В тот вечер, в 9 часов, когда Норма по своему собственному режиму ложилась спать, я взяла ее за правую руку, левой рукой она обхватила палку. Вдруг, ни с того ни с сего, мы обе начали петь и пританцовывать. Так мы и дошли до заднего отсека нашего автодома, и это было классно. То же самое мы повторили на следующий день, и на следующий, и на следующий. Потом к нам присоединился Тим, и мы стали делать это вместе, взявшись за руки и подпевая в унисон. В наших голосах звучала неподдельная радость. В конце концов, это, казалось бы, ничем не примечательное действие стало нашим семейным ритуалом, и мы повторяли его каждый вечер, словно молитву. Спустя какое-то время я осознала, что именно в тот день благодаря желанию Нормы почувствовать себя настоящим индейцем из Нью-Мексико у нас совершенно неожиданно появилась некая традиция, которой в нашей семье раньше никогда не было.
Глава 7
Исцеление
Мы все по-разному переживаем горе. Мои родители предпочитают молчать. Я так хотел поговорить с ними о своей младшей сестре Стейси, с тех самых пор как она умерла в апреле 2008 года. Но родители, особенно папа, не хотели поднимать эту тему, она считалась «запретной». В нашей семье не было привычки вспоминать о ней, чтить ее память. Я никогда не звонил родителям в день ее рождения или смерти, чтобы не расстраивать их.

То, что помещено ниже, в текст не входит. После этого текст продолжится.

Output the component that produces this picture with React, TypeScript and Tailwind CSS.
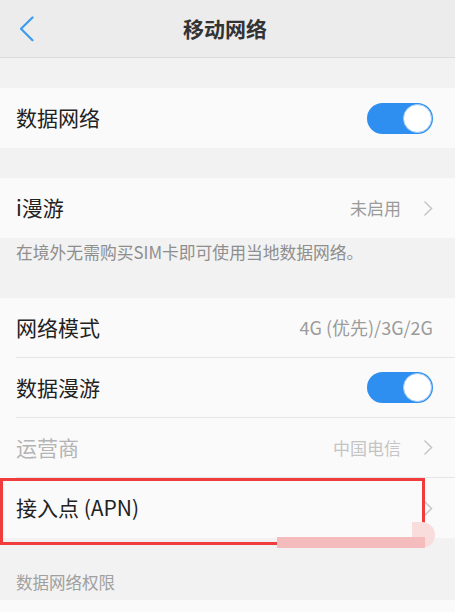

Теперь, когда отца не стало в живых, я подумал, что, может, мне удастся расспросить маму о Стейси. К тому же сама поездка служила неким напоминанием того, что вместе мы пережили еще одну потерю близкого человека. По пути мы иногда говорили о Стейси, когда что-нибудь напоминало нам о ней. И все же во время этих бесед мы лишь констатировали факт ее существования, но никак не делились друг с другом своими чувствами и мыслями о ней и ее жизни. Казалось, мы упорно следовали старой доброй семейной традиции, позволяя горю разобщать нас, а не объединять.